◆ Collected data
** Start **

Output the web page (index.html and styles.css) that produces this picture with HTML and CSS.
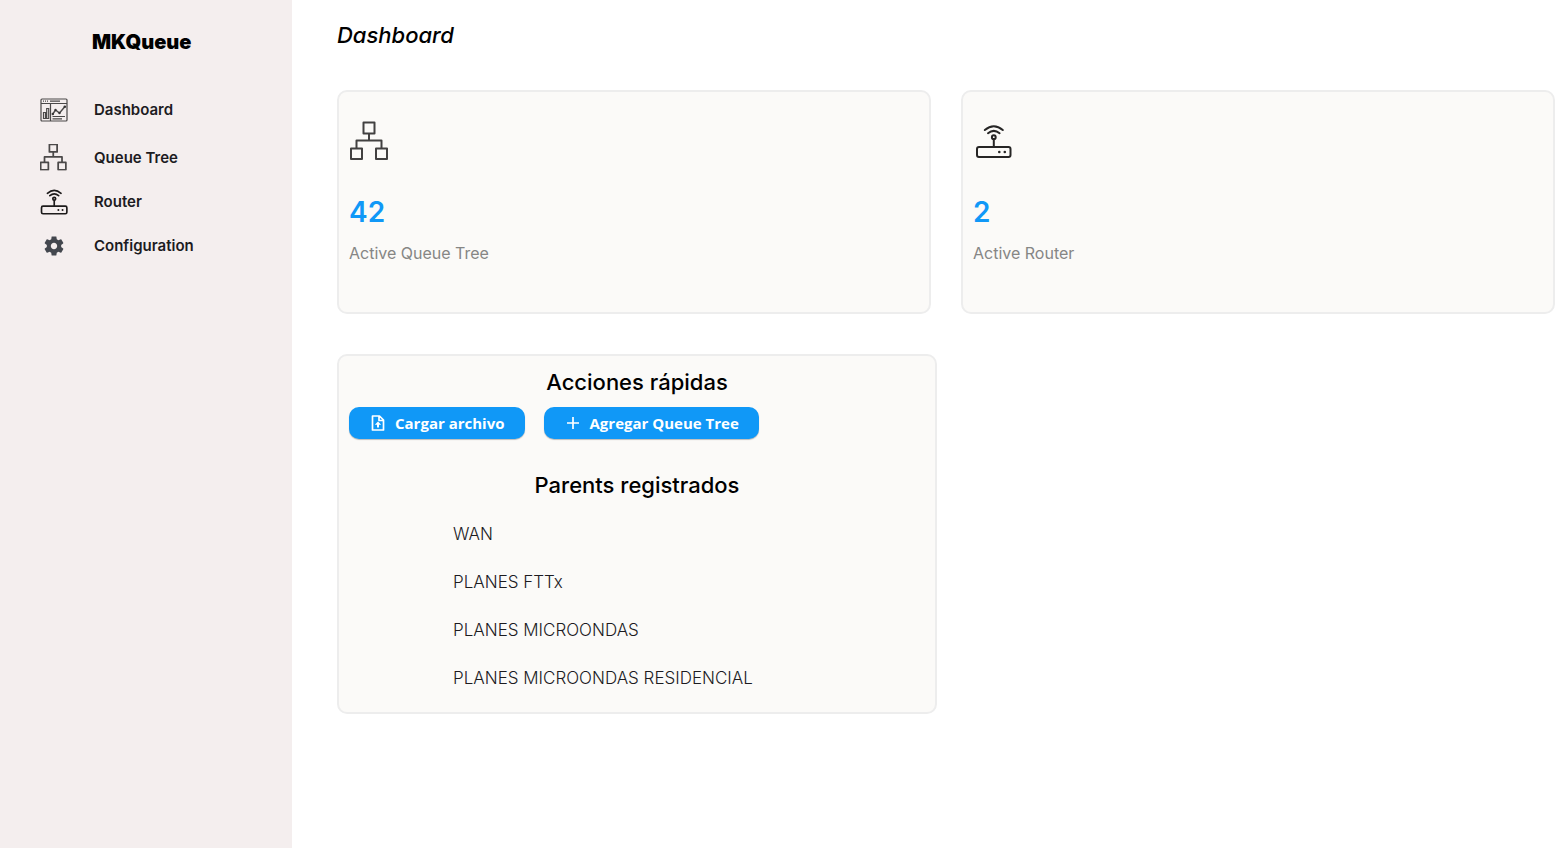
FILE: index.html
```html
<!DOCTYPE html>
<html lang="es">
<head>
<meta charset="utf-8">
<meta name="viewport" content="width=device-width, initial-scale=1">
<title>MKQueue</title>
<link rel="stylesheet" href="styles.css">
</head>
<body>
<svg class="sprite" aria-hidden="true">
  <symbol id="tree" viewBox="0 0 40 40">
    <g fill="none" stroke="currentColor" stroke-linejoin="round">
      <rect x="14.5" y="2.5" width="11" height="11"/>
      <rect x="2" y="28.500" width="11" height="10.500"/>
      <rect x="27" y="28.500" width="11" height="10.500"/>
      <path d="M20 13.500v7M7.500 28.500v-8h25v8"/>
    </g>
  </symbol>
  <symbol id="router" viewBox="0 0 40 40">
    <g fill="none" stroke="currentColor" stroke-linecap="round">
      <rect x="4" y="27" width="33.500" height="10" rx="2"/>
      <circle cx="20.800" cy="17.200" r="1.900"/>
      <path d="M20.800 19.500V27M15 13.200q5.800-4.600 11.600 0M11.800 10q9-7.600 18 0"/>
    </g>
    <circle cx="26.300" cy="32" r="1.300" fill="currentColor"/>
    <circle cx="31.800" cy="32" r="1.300" fill="currentColor"/>
  </symbol>
</svg>
<div class="layout">
  <aside class="sidebar">
    <p class="brand">MKQueue</p>
    <nav class="nav">
      <a class="nav-link nav-link-tall" href="#dashboard">
        <svg class="nav-icon" viewBox="0 0 28 28" aria-hidden="true">
          <g fill="none" stroke="#4a4848" stroke-width="1.2">
            <rect x="1" y="3" width="26" height="22" rx="1"/>
            <path d="M1 7.500h26M10.500 7.500V25"/>
            <path d="M3 5.200h1M5 5.200h1M7 5.200h1M10 5.200h10"/>
            <path d="M3.500 22.500v-6h2v6zM6.700 22.500v-10h2v10z"/>
            <path d="M12.500 18.500l3-4.500 4 3 5.500-6.500" stroke-width="1.4"/>
            <path d="M12.500 20.500H25M12.500 22.800H22"/>
          </g>
          <g fill="#383636"><circle cx="12.800" cy="18" r="1.200"/><circle cx="15.500" cy="14" r="1.200"/><circle cx="19.500" cy="17" r="1.200"/><circle cx="24.800" cy="10.800" r="1.300"/></g>
        </svg>
        <span>Dashboard</span>
      </a>
      <a class="nav-link" href="#queue-tree">
        <svg class="nav-icon nav-icon-tree" viewBox="1 2 38 38" aria-hidden="true"><use href="#tree"/></svg>
        <span>Queue Tree</span>
      </a>
      <a class="nav-link" href="#router-list">
        <svg class="nav-icon nav-icon-router" viewBox="2 3 37 37" aria-hidden="true"><use href="#router" width="40" height="40"/></svg>
        <span>Router</span>
      </a>
      <a class="nav-link" href="#configuration">
        <svg class="nav-icon nav-icon-gear" viewBox="0 0 24 24" aria-hidden="true">
          <path fill="currentColor" d="M19.140 12.940c.04-.3.060-.61.060-.94 0-.32-.02-.64-.07-.94l2.030-1.580c.18-.14.230-.41.120-.61l-1.920-3.320c-.12-.22-.37-.29-.59-.22l-2.390.96c-.5-.38-1.030-.7-1.620-.94l-.36-2.540c-.04-.24-.24-.41-.48-.41h-3.840c-.24 0-.43.170-.47.410l-.36 2.540c-.59.240-1.130.570-1.620.940l-2.390-.96c-.22-.08-.47 0-.59.220L2.740 8.870c-.12.210-.08.470.12.610l2.030 1.580c-.05.3-.09.630-.09.940s.020.640.070.940l-2.030 1.580c-.18.140-.23.410-.12.610l1.920 3.320c.12.220.37.290.59.220l2.390-.96c.5.380 1.030.7 1.620.940l.36 2.540c.05.240.24.410.48.410h3.840c.24 0 .44-.17.470-.41l.36-2.540c.59-.24 1.130-.56 1.620-.94l2.390.96c.22.080.47 0 .59-.22l1.920-3.320c.12-.22.070-.47-.12-.61l-2.010-1.580zM12 15.200c-1.770 0-3.200-1.430-3.200-3.200s1.430-3.200 3.200-3.200 3.200 1.430 3.200 3.200-1.430 3.200-3.200 3.200z"/>
        </svg>
        <span>Configuration</span>
      </a>
    </nav>
  </aside>
  <main class="main">
    <h1 class="page-title">Dashboard</h1>
    <section class="stats">
      <article class="card stat">
        <svg class="stat-icon stat-icon-tree" aria-hidden="true"><use href="#tree"/></svg>
        <p class="stat-value">42</p>
        <p class="stat-label">Active Queue Tree</p>
      </article>
      <article class="card stat">
        <svg class="stat-icon" aria-hidden="true"><use href="#router"/></svg>
        <p class="stat-value">2</p>
        <p class="stat-label">Active Router</p>
      </article>
    </section>
    <section class="card panel">
      <h2 class="panel-title">Acciones rápidas</h2>
      <div class="actions">
        <button class="button" type="button">
          <svg class="button-icon" viewBox="0 0 18 18" aria-hidden="true"><path d="M3.500 2h7l4 4v10h-11zM10 2v4.500h4.500" fill="none" stroke="currentColor" stroke-width="1.7" stroke-linejoin="round"/><path d="M9 7.500l3.200 3.200h-2.200v2.800H8v-2.800H5.800z" fill="currentColor"/></svg>
          <span>Cargar archivo</span>
        </button>
        <button class="button" type="button">
          <svg class="button-icon" viewBox="0 0 18 18" aria-hidden="true"><path d="M9 3v12M3 9h12" fill="none" stroke="currentColor" stroke-width="1.7"/></svg>
          <span>Agregar Queue Tree</span>
        </button>
      </div>
      <h2 class="panel-title">Parents registrados</h2>
      <ul class="parents">
        <li>WAN</li>
        <li>PLANES FTTx</li>
        <li>PLANES MICROONDAS</li>
        <li>PLANES MICROONDAS RESIDENCIAL</li>
      </ul>
    </section>
  </main>
</div>
</body>
</html>
```
FILE: styles.css
```css
* {
  box-sizing: border-box;
}

body {
  margin: 0;
  background: #fff;
  color: #000;
  font-family: Inter, "Liberation Sans", sans-serif;
}

h1, h2, p, ul {
  margin: 0;
  padding: 0;
}

.sprite {
  position: absolute;
  width: 0;
  height: 0;
}

.layout {
  display: flex;
  min-height: 100vh;
}

.sidebar {
  flex: 0 0 292px;
  padding: 28px 40px;
  background: #f4eeee;
}

.brand {
  padding-left: 52px;
  font-size: 20px;
  line-height: 28px;
  font-weight: 900;
}

.nav {
  display: flex;
  flex-direction: column;
  margin-top: 28px;
}

.nav-link {
  display: flex;
  align-items: center;
  gap: 26px;
  height: 44px;
  color: #1c1b1f;
  font-size: 15px;
  line-height: 20px;
  font-weight: 600;
  text-decoration: none;
}

.nav-link-tall {
  height: 52px;
}

.nav-icon {
  width: 28px;
  height: 28px;
}

.nav-icon-tree {
  color: #4b4949;
  stroke-width: 2.5;
}

.nav-icon-router {
  color: #1d1b1b;
  stroke-width: 2.2;
}

.nav-icon-gear {
  padding: 2px;
  color: #43474e;
}

.main {
  flex: 1;
  min-width: 0;
  padding: 20px 13px 20px 45px;
}

.page-title {
  font-size: 22px;
  line-height: 30px;
  font-style: italic;
  font-weight: 500;
}

.card {
  border: 2px solid #ededed;
  border-radius: 10px;
  background: #fbfaf8;
}

.stats {
  display: grid;
  grid-template-columns: 1fr 1fr;
  gap: 30px;
  margin-top: 40px;
}

.stat {
  padding: 28px 10px 46px;
}

.stat-icon {
  display: block;
  width: 40px;
  height: 40px;
  color: #262525;
  stroke-width: 2;
}

.stat-icon-tree {
  color: #424141;
}

.stat-value {
  margin-top: 32px;
  color: #1098f7;
  font-size: 28px;
  line-height: 40px;
  font-weight: 600;
}

.stat-label {
  margin-top: 8px;
  color: #868685;
  font-size: 16px;
  line-height: 26px;
}

.panel {
  max-width: 600px;
  margin-top: 40px;
  padding: 10px;
}

.panel-title {
  font-size: 22px;
  line-height: 32px;
  font-weight: 500;
  text-align: center;
}

.actions {
  display: flex;
  flex-wrap: wrap;
  gap: 19px;
  margin: 9px 0 30px;
}

.button {
  display: flex;
  align-items: center;
  gap: 8px;
  height: 32px;
  padding: 0 20px;
  border: 0;
  border-radius: 10px;
  background: #1098f7;
  box-shadow: 0 1px 1px rgba(0, 0, 0, 0.25);
  color: #fff;
  font-family: "Open Sans", "Noto Sans", sans-serif;
  font-size: 15px;
  line-height: 20px;
  font-weight: 700;
}

.button-icon {
  width: 18px;
  height: 18px;
}

.parents {
  display: flex;
  flex-direction: column;
  margin-top: 9px;
  padding-left: 104px;
  color: #1c1b1f;
  font-size: 17px;
  line-height: 48px;
  font-weight: 300;
  list-style: none;
}
```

** End **

◆ To do
Scan the data above; copy every line where "index" appears.

◆ Solution to this exercise
Output the web page (index.html and styles.css) that produces this picture with HTML and CSS.
FILE: index.html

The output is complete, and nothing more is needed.